:: Exercise input ::

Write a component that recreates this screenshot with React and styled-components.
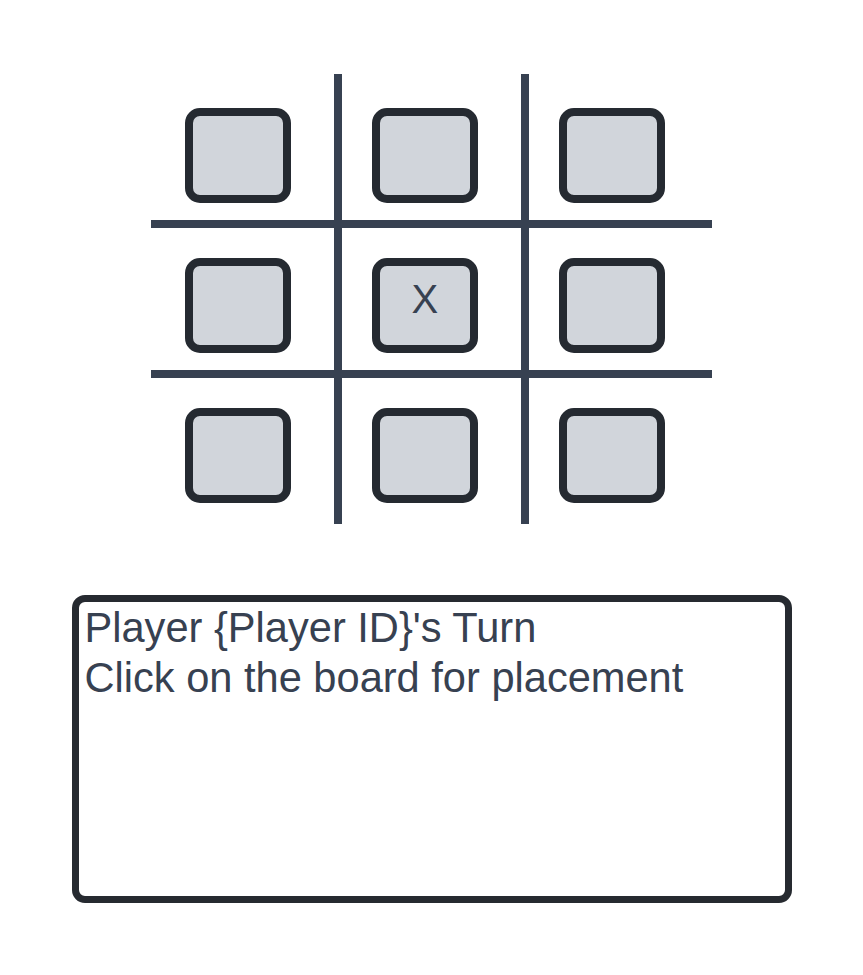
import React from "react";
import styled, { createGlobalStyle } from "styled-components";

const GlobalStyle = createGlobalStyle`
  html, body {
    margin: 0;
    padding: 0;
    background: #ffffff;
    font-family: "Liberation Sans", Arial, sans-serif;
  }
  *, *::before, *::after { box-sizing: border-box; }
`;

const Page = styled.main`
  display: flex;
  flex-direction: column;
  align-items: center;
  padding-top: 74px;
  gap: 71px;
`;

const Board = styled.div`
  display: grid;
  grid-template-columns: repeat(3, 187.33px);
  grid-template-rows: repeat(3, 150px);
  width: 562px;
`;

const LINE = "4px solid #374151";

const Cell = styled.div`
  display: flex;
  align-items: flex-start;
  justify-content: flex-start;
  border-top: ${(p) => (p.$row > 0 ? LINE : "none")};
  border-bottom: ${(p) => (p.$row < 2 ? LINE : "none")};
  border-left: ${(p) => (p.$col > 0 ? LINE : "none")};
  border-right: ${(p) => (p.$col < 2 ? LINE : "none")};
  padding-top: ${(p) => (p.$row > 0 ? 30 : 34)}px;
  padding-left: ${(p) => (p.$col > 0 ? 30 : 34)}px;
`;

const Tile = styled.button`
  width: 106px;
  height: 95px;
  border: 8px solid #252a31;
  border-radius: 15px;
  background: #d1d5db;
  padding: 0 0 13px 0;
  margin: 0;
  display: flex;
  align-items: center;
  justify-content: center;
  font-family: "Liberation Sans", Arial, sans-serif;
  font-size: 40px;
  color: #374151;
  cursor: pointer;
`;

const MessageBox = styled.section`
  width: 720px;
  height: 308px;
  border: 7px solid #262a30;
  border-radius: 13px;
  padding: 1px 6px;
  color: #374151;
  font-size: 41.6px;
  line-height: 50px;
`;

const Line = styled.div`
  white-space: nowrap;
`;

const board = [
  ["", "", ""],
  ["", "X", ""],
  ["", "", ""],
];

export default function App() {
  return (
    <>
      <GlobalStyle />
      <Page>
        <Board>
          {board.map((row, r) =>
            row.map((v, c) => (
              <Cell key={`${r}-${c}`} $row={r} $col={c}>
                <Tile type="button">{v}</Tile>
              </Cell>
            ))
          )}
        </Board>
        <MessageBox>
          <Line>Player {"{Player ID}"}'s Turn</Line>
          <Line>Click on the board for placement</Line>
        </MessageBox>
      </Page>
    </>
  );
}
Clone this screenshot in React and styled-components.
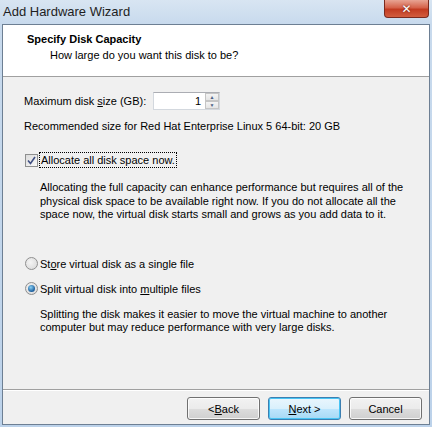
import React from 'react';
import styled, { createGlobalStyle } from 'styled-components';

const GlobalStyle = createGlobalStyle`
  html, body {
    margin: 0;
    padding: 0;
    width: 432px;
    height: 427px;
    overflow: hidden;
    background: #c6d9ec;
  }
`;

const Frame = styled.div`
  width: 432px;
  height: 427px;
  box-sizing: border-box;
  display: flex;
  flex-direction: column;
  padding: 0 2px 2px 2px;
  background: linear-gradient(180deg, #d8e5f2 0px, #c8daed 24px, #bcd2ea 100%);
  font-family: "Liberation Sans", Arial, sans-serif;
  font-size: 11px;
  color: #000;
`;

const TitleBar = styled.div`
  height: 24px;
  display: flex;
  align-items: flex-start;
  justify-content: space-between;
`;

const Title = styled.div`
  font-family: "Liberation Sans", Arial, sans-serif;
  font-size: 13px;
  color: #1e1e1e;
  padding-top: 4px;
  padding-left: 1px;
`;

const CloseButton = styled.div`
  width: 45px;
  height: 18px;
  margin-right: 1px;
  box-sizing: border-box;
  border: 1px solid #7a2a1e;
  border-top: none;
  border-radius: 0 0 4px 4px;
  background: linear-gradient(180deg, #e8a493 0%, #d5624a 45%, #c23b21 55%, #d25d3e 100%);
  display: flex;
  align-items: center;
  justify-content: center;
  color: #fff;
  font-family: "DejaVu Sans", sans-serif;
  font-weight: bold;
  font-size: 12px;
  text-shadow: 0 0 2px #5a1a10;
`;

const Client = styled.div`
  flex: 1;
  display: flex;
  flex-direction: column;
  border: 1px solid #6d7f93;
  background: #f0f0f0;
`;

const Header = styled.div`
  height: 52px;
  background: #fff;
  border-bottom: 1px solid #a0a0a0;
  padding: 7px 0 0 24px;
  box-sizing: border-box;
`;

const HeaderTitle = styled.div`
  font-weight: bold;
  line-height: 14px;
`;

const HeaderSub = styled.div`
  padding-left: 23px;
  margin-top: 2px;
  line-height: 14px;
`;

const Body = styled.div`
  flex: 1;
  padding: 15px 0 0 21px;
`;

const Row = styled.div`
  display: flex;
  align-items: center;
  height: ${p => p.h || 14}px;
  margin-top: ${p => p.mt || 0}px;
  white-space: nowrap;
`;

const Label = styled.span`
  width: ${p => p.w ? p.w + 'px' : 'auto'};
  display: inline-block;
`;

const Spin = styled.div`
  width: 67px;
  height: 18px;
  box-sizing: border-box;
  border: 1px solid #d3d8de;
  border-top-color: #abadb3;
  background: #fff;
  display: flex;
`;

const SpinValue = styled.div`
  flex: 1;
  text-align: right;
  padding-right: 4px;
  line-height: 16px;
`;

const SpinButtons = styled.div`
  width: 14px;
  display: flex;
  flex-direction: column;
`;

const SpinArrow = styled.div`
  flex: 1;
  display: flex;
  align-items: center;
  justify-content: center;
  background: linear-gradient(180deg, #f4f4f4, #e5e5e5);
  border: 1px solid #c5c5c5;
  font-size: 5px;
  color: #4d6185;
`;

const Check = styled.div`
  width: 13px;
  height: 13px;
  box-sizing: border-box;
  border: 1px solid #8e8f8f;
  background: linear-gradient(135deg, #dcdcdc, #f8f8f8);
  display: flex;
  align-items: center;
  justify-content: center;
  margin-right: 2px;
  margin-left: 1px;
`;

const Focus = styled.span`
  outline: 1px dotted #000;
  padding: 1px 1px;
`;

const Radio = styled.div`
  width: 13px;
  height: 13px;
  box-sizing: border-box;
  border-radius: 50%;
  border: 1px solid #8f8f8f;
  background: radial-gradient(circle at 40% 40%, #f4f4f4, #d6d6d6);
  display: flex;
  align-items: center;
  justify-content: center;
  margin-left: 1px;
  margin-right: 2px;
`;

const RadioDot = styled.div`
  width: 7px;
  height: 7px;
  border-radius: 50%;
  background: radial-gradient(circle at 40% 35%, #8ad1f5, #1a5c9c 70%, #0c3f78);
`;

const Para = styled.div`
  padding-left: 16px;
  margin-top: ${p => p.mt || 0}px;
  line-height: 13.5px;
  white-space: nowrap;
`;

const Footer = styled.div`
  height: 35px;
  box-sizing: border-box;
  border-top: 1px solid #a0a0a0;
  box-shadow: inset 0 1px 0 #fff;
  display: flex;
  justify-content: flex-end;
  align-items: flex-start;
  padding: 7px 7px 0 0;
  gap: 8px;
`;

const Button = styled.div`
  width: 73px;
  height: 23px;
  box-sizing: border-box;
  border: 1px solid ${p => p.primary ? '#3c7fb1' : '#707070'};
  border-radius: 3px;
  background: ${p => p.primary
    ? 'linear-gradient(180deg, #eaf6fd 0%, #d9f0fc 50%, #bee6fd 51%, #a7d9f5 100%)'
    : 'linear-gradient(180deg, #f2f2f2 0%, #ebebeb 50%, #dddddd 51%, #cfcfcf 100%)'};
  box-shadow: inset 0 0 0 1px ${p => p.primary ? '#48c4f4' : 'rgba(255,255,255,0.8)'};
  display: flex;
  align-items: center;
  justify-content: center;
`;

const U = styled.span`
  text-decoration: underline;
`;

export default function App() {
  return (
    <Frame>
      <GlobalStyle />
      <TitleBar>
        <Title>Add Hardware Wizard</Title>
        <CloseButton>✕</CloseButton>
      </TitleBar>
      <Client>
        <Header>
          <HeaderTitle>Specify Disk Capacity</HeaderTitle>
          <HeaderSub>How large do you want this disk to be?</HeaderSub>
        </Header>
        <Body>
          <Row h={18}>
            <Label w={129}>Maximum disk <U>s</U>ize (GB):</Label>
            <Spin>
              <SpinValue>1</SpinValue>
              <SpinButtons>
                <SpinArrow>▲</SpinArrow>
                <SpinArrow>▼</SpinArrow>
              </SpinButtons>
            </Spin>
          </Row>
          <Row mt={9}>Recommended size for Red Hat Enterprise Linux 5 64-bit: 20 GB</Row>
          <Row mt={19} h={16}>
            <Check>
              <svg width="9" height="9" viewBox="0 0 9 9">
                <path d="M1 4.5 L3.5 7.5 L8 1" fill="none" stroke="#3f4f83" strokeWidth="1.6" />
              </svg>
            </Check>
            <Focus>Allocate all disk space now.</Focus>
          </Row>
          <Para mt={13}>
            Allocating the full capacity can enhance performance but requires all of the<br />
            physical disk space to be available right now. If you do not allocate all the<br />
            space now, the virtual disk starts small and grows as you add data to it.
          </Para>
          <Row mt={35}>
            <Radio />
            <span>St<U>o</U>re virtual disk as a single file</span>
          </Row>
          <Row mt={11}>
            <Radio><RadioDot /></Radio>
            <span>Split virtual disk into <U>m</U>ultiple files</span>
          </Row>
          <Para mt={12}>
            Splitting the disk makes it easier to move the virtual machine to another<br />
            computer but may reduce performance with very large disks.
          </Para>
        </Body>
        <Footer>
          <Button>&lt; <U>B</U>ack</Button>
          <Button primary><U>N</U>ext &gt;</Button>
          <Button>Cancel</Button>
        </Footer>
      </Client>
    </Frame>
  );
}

:::

Exercise details -
Look through the entries and work out how many lines have the word "screenshot" in them; reply with that number only.

Solution to the exercise -
2